We were coming home from our friend's house at night, and were near Massabesic Lake in Manchester, NH, and as we went through the town, this phone booth stuck right out in the dark and I made my husband turn around so I could capture it. Surprisingly it still had one phone that was still hooked up and in service. The other side was empty. I remember being on vacation as a teenager and using all my quarters to call my boyfriend just to talk for a few minutes before the operator was asking for more money (I'm sure all of us of a certain age have memories similar to that -- ed.).

Monday, April 4, 2011

Could've Saved Myself Some Time...

From Dave Brigham:

I dropped my daughter off at preschool today, and then set out to take some pictures. I hadn't taken any in a while, and was excited to get out and explore. I had one location in mind that was just a few minutes from her school.

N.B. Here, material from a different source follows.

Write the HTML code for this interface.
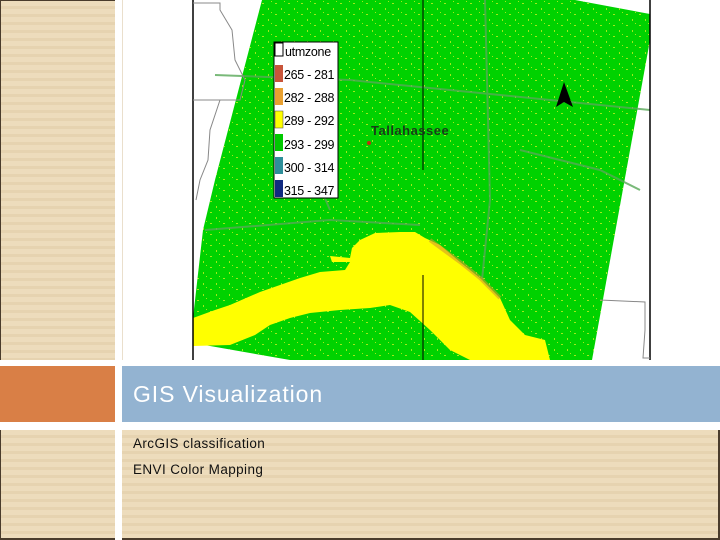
<!DOCTYPE html>
<html><head><meta charset="utf-8"><style>
body{margin:0;width:720px;height:540px;position:relative;overflow:hidden;background:#fff;font-family:"Liberation Sans",sans-serif}
.str{position:absolute;background:repeating-linear-gradient(180deg,#eddcbc 0,#eddcbc 5px,#e6d3b0 5px,#e6d3b0 8px)}
</style></head><body>
<div class="str" style="left:0;top:0;width:115px;height:360px;border-top:1px solid #4a3c2c;border-left:1px solid #4a3c2c;box-sizing:border-box"></div>
<div style="position:absolute;left:122px;top:0;width:1px;height:360px;background:#eadfcc"></div>
<div style="position:absolute;left:0;top:366px;width:115px;height:56px;background:#d97f46"></div>
<div style="position:absolute;left:122px;top:366px;width:598px;height:56px;background:#93b3d1"></div>
<div style="position:absolute;left:133px;top:381px;color:#fff;font-size:23px;letter-spacing:0.9px">GIS Visualization</div>
<div class="str" style="left:0;top:430px;width:115px;height:110px;border-left:1px solid #4a3c2c;border-bottom:2px solid #4a3c2c;box-sizing:border-box"></div>
<div class="str" style="left:122px;top:430px;width:598px;height:110px;border-right:2px solid #4a3c2c;border-bottom:2px solid #4a3c2c;box-sizing:border-box"></div>
<div style="position:absolute;left:133px;top:431px;font-size:13.5px;color:#111;line-height:26px;letter-spacing:0.4px">ArcGIS classification<br>ENVI Color Mapping</div>
<svg style="position:absolute;left:0;top:0" width="720" height="362">
<defs>
<pattern id="sp" width="13" height="11" patternUnits="userSpaceOnUse">
<rect x="2" y="3" width="2" height="1" fill="#c8f020"/><rect x="8" y="8" width="1" height="2" fill="#c8f020"/><rect x="11" y="1" width="1" height="1" fill="#c8f020"/>
</pattern>
<clipPath id="cl"><polygon points="262,0 575,0 650,14 650,40 592,360 290,360 193,343 193,318 203,230 215,180"/></clipPath>
</defs>
<polygon points="262,0 575,0 650,14 650,40 592,360 290,360 193,343 193,318 203,230 215,180" fill="#00d200"/>
<g clip-path="url(#cl)">
<rect x="190" y="0" width="470" height="360" fill="url(#sp)" opacity="0.8"/>
</g>
<g stroke="#58a858" stroke-width="2" fill="none" opacity="0.8">
<path d="M215,75 L350,80 L500,95 L650,110"/><path d="M205,230 L330,220 L420,225"/><path d="M485,0 L490,200 L480,300"/><path d="M300,140 L330,210"/><path d="M520,150 L600,170 L640,190"/>
</g>
<polygon points="193,318 215,310 230,305 260,292 300,278 320,272 345,270 350,262 332,262 330,256 350,258 352,248 360,240 375,233 400,232 415,232 425,238 440,245 460,262 480,278 500,298 510,320 525,335 545,340 550,360 470,360 450,350 430,330 410,312 390,305 370,308 340,310 310,313 290,318 270,325 255,335 230,345 193,346" fill="#ffff00"/>
<path d="M430,240 L460,262 L480,278 L500,298" stroke="#d49a2a" stroke-width="4" fill="none" opacity="0.6"/>
<path d="M193,0 V360 M650,0 V360" stroke="#000" stroke-width="1.5"/>
<path d="M423,0 V170 M423,275 V360" stroke="#000" stroke-width="1"/>
<path d="M193,3 H220 V10 L232,30 L235,60 L245,80 L240,100 L215,100 L193,100 M220,100 L210,130 L208,160 L200,180 L196,200" stroke="#888" fill="none"/>
<path d="M600,300 L645,302 L645,330 L643,358 L650,358" stroke="#888" fill="none"/>
<rect x="274" y="42" width="64" height="156" fill="#fff" stroke="#000"/>
<rect x="275" y="43" width="8" height="13" fill="#fff" stroke="#000"/>
<rect x="275" y="65" width="8" height="17" fill="#c8553a"/>
<rect x="275" y="88" width="8" height="17" fill="#e8a030"/>
<rect x="275" y="111" width="8" height="17" fill="#ffff00" stroke="#444" stroke-width="0.5"/>
<rect x="275" y="134" width="8" height="17" fill="#00c800"/>
<rect x="275" y="157" width="8" height="17" fill="#2e8f9a"/>
<rect x="275" y="180" width="8" height="17" fill="#102a80"/>
<g font-family="Liberation Sans,sans-serif" font-size="12.5" fill="#000" letter-spacing="-0.3">
<text x="285" y="56">utmzone</text><text x="284" y="79">265 - 281</text><text x="284" y="102">282 - 288</text><text x="284" y="125">289 - 292</text><text x="284" y="149">293 - 299</text><text x="284" y="172">300 - 314</text><text x="284" y="195">315 - 347</text>
</g>
<text x="371" y="135" font-family="Liberation Sans,sans-serif" font-size="13" font-weight="bold" fill="#1a3a1a" letter-spacing="0.5">Tallahassee</text>
<circle cx="369" cy="143" r="2" fill="#c03010"/>
<polygon points="564,82 556,107 564,102 573,107" fill="#000"/>
</svg>
</body></html>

I drove past the spot, on Recreation Road in Weston, MA, but found the parking lot blocked with Jersey barriers. The site is near some highway department facilities and there had been construction nearby for a while, but I couldn't figure out why there was no access. I was hoping to explore the small reservation and the foot bridge that crosses the Charles River.

I drove on.

After driving aimlessly through Weston, Wellesley and Natick, I stopped in Dover at Chase Woodlands, a Trustees of Reservations site that connects to Peters Reservation. After a few minutes it started to rain, and since I didn't have a raincoat, boots or hat, I hied back to the car.

I decided to head back toward home so I could do some grocery shopping before picking my daughter up. After shopping and unloading the foodstuffs, I thought about where I could go to snap some pictures on the way to the school.

Then I looked into the backyard and found my quarry.